_Written request_
Give every line below again, exactly.

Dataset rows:
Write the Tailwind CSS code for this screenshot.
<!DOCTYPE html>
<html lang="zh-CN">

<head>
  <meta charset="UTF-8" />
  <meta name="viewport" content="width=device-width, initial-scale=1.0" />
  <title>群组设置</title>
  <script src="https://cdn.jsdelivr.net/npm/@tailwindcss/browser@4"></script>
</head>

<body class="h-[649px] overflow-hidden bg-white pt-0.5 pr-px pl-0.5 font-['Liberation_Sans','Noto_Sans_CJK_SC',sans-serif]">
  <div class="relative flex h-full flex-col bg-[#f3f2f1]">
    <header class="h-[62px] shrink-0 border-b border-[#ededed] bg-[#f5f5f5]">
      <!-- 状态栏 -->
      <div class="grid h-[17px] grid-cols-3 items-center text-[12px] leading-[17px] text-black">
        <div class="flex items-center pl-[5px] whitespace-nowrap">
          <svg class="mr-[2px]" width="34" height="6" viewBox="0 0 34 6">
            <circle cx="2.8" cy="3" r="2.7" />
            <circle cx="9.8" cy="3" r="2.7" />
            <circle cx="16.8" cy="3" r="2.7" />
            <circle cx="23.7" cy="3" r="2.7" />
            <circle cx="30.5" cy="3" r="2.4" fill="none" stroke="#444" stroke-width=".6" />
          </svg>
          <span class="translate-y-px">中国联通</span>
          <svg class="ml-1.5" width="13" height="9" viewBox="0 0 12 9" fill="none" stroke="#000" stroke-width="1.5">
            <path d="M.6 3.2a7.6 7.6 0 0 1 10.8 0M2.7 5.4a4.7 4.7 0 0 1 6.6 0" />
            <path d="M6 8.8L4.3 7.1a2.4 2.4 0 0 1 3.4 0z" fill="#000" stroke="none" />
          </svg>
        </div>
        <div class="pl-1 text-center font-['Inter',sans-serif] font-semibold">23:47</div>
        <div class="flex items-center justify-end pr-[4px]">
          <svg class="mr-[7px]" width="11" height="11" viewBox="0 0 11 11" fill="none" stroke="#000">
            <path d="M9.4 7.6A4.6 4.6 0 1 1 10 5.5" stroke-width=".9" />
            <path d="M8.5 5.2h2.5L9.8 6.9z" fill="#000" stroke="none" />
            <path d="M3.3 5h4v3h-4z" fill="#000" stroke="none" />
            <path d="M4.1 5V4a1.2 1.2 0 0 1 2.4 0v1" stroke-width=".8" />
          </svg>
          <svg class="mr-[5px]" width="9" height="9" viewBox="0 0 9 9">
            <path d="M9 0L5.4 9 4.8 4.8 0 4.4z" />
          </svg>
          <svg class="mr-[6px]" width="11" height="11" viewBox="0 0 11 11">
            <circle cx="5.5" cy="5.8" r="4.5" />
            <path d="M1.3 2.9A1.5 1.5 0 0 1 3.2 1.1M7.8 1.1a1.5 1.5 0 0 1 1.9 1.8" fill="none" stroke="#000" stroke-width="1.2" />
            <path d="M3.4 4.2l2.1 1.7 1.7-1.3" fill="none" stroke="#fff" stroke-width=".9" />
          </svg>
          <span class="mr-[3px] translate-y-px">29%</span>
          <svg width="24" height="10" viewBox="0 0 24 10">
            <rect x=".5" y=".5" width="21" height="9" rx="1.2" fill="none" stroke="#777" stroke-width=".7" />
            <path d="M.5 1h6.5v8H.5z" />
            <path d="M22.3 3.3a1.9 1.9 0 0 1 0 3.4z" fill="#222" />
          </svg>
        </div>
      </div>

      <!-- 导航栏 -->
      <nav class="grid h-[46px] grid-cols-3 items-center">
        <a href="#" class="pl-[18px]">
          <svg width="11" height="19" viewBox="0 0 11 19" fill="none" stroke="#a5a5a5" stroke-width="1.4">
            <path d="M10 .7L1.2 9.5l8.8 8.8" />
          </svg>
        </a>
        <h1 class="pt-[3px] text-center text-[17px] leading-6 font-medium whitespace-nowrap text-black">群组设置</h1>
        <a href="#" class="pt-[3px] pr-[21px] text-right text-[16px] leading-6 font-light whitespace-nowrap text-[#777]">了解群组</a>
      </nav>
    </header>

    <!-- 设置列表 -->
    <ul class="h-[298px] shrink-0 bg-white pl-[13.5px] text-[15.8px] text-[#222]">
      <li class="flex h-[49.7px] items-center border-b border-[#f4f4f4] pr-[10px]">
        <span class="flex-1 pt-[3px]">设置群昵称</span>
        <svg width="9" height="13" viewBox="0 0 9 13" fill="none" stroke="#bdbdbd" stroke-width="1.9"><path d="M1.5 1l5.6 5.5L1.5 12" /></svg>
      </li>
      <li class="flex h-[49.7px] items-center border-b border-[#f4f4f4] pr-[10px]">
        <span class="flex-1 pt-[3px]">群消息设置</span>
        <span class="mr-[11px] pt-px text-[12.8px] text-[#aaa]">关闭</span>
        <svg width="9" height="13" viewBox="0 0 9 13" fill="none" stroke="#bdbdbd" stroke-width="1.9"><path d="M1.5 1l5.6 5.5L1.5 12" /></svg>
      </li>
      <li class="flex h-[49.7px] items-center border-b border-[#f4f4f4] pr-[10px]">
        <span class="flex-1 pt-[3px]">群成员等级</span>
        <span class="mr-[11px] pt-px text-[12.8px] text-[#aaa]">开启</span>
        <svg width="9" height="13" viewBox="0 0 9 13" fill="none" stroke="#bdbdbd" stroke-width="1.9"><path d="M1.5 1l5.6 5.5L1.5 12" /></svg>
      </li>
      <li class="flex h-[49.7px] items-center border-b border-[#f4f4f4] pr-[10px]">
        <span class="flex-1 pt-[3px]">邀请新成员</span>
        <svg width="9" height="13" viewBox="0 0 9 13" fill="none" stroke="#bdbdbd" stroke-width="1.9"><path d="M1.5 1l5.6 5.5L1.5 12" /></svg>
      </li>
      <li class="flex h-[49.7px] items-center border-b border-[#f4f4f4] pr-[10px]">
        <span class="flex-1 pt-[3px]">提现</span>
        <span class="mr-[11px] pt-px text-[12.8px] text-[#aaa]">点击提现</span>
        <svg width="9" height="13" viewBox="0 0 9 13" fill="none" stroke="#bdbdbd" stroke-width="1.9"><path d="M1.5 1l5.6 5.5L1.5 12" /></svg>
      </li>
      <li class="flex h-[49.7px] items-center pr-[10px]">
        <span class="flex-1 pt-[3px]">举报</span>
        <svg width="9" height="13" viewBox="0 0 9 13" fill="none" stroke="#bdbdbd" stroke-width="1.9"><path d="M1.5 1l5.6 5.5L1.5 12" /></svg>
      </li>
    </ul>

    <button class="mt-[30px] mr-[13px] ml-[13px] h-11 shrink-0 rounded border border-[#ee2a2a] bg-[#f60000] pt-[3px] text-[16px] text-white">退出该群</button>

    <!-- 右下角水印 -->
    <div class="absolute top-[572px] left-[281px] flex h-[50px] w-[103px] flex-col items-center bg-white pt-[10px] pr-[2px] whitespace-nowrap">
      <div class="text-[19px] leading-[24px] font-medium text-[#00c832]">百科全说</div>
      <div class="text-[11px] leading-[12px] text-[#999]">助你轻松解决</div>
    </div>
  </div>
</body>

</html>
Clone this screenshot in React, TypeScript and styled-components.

_Answer to this problem_
Write the Tailwind CSS code for this screenshot.
<!DOCTYPE html>
<html lang="zh-CN">

<head>
  <meta charset="UTF-8" />
  <meta name="viewport" content="width=device-width, initial-scale=1.0" />
  <title>群组设置</title>
  <script src="https://cdn.jsdelivr.net/npm/@tailwindcss/browser@4"></script>
</head>

<body class="h-[649px] overflow-hidden bg-white pt-0.5 pr-px pl-0.5 font-['Liberation_Sans','Noto_Sans_CJK_SC',sans-serif]">
  <div class="relative flex h-full flex-col bg-[#f3f2f1]">
    <header class="h-[62px] shrink-0 border-b border-[#ededed] bg-[#f5f5f5]">
      <!-- 状态栏 -->
      <div class="grid h-[17px] grid-cols-3 items-center text-[12px] leading-[17px] text-black">
        <div class="flex items-center pl-[5px] whitespace-nowrap">
          <svg class="mr-[2px]" width="34" height="6" viewBox="0 0 34 6">
            <circle cx="2.8" cy="3" r="2.7" />
            <circle cx="9.8" cy="3" r="2.7" />
            <circle cx="16.8" cy="3" r="2.7" />
            <circle cx="23.7" cy="3" r="2.7" />
            <circle cx="30.5" cy="3" r="2.4" fill="none" stroke="#444" stroke-width=".6" />
          </svg>
          <span class="translate-y-px">中国联通</span>
          <svg class="ml-1.5" width="13" height="9" viewBox="0 0 12 9" fill="none" stroke="#000" stroke-width="1.5">
            <path d="M.6 3.2a7.6 7.6 0 0 1 10.8 0M2.7 5.4a4.7 4.7 0 0 1 6.6 0" />
            <path d="M6 8.8L4.3 7.1a2.4 2.4 0 0 1 3.4 0z" fill="#000" stroke="none" />
          </svg>
        </div>
        <div class="pl-1 text-center font-['Inter',sans-serif] font-semibold">23:47</div>
        <div class="flex items-center justify-end pr-[4px]">
          <svg class="mr-[7px]" width="11" height="11" viewBox="0 0 11 11" fill="none" stroke="#000">
            <path d="M9.4 7.6A4.6 4.6 0 1 1 10 5.5" stroke-width=".9" />
            <path d="M8.5 5.2h2.5L9.8 6.9z" fill="#000" stroke="none" />
            <path d="M3.3 5h4v3h-4z" fill="#000" stroke="none" />
            <path d="M4.1 5V4a1.2 1.2 0 0 1 2.4 0v1" stroke-width=".8" />
          </svg>
          <svg class="mr-[5px]" width="9" height="9" viewBox="0 0 9 9">
            <path d="M9 0L5.4 9 4.8 4.8 0 4.4z" />
          </svg>
          <svg class="mr-[6px]" width="11" height="11" viewBox="0 0 11 11">
            <circle cx="5.5" cy="5.8" r="4.5" />
            <path d="M1.3 2.9A1.5 1.5 0 0 1 3.2 1.1M7.8 1.1a1.5 1.5 0 0 1 1.9 1.8" fill="none" stroke="#000" stroke-width="1.2" />
            <path d="M3.4 4.2l2.1 1.7 1.7-1.3" fill="none" stroke="#fff" stroke-width=".9" />
          </svg>
          <span class="mr-[3px] translate-y-px">29%</span>
          <svg width="24" height="10" viewBox="0 0 24 10">
            <rect x=".5" y=".5" width="21" height="9" rx="1.2" fill="none" stroke="#777" stroke-width=".7" />
            <path d="M.5 1h6.5v8H.5z" />
            <path d="M22.3 3.3a1.9 1.9 0 0 1 0 3.4z" fill="#222" />
          </svg>
        </div>
      </div>

      <!-- 导航栏 -->
      <nav class="grid h-[46px] grid-cols-3 items-center">
        <a href="#" class="pl-[18px]">
          <svg width="11" height="19" viewBox="0 0 11 19" fill="none" stroke="#a5a5a5" stroke-width="1.4">
            <path d="M10 .7L1.2 9.5l8.8 8.8" />
          </svg>
        </a>
        <h1 class="pt-[3px] text-center text-[17px] leading-6 font-medium whitespace-nowrap text-black">群组设置</h1>
        <a href="#" class="pt-[3px] pr-[21px] text-right text-[16px] leading-6 font-light whitespace-nowrap text-[#777]">了解群组</a>
      </nav>
    </header>

    <!-- 设置列表 -->
    <ul class="h-[298px] shrink-0 bg-white pl-[13.5px] text-[15.8px] text-[#222]">
      <li class="flex h-[49.7px] items-center border-b border-[#f4f4f4] pr-[10px]">
        <span class="flex-1 pt-[3px]">设置群昵称</span>
        <svg width="9" height="13" viewBox="0 0 9 13" fill="none" stroke="#bdbdbd" stroke-width="1.9"><path d="M1.5 1l5.6 5.5L1.5 12" /></svg>
      </li>
      <li class="flex h-[49.7px] items-center border-b border-[#f4f4f4] pr-[10px]">
        <span class="flex-1 pt-[3px]">群消息设置</span>
        <span class="mr-[11px] pt-px text-[12.8px] text-[#aaa]">关闭</span>
        <svg width="9" height="13" viewBox="0 0 9 13" fill="none" stroke="#bdbdbd" stroke-width="1.9"><path d="M1.5 1l5.6 5.5L1.5 12" /></svg>
      </li>
      <li class="flex h-[49.7px] items-center border-b border-[#f4f4f4] pr-[10px]">
        <span class="flex-1 pt-[3px]">群成员等级</span>
        <span class="mr-[11px] pt-px text-[12.8px] text-[#aaa]">开启</span>
        <svg width="9" height="13" viewBox="0 0 9 13" fill="none" stroke="#bdbdbd" stroke-width="1.9"><path d="M1.5 1l5.6 5.5L1.5 12" /></svg>
      </li>
      <li class="flex h-[49.7px] items-center border-b border-[#f4f4f4] pr-[10px]">
        <span class="flex-1 pt-[3px]">邀请新成员</span>
        <svg width="9" height="13" viewBox="0 0 9 13" fill="none" stroke="#bdbdbd" stroke-width="1.9"><path d="M1.5 1l5.6 5.5L1.5 12" /></svg>
      </li>
      <li class="flex h-[49.7px] items-center border-b border-[#f4f4f4] pr-[10px]">
        <span class="flex-1 pt-[3px]">提现</span>
        <span class="mr-[11px] pt-px text-[12.8px] text-[#aaa]">点击提现</span>
        <svg width="9" height="13" viewBox="0 0 9 13" fill="none" stroke="#bdbdbd" stroke-width="1.9"><path d="M1.5 1l5.6 5.5L1.5 12" /></svg>
      </li>
      <li class="flex h-[49.7px] items-center pr-[10px]">
        <span class="flex-1 pt-[3px]">举报</span>
        <svg width="9" height="13" viewBox="0 0 9 13" fill="none" stroke="#bdbdbd" stroke-width="1.9"><path d="M1.5 1l5.6 5.5L1.5 12" /></svg>
      </li>
    </ul>

    <button class="mt-[30px] mr-[13px] ml-[13px] h-11 shrink-0 rounded border border-[#ee2a2a] bg-[#f60000] pt-[3px] text-[16px] text-white">退出该群</button>

    <!-- 右下角水印 -->
    <div class="absolute top-[572px] left-[281px] flex h-[50px] w-[103px] flex-col items-center bg-white pt-[10px] pr-[2px] whitespace-nowrap">
      <div class="text-[19px] leading-[24px] font-medium text-[#00c832]">百科全说</div>
      <div class="text-[11px] leading-[12px] text-[#999]">助你轻松解决</div>
    </div>
  </div>
</body>

</html>
Clone this screenshot in React, TypeScript and styled-components.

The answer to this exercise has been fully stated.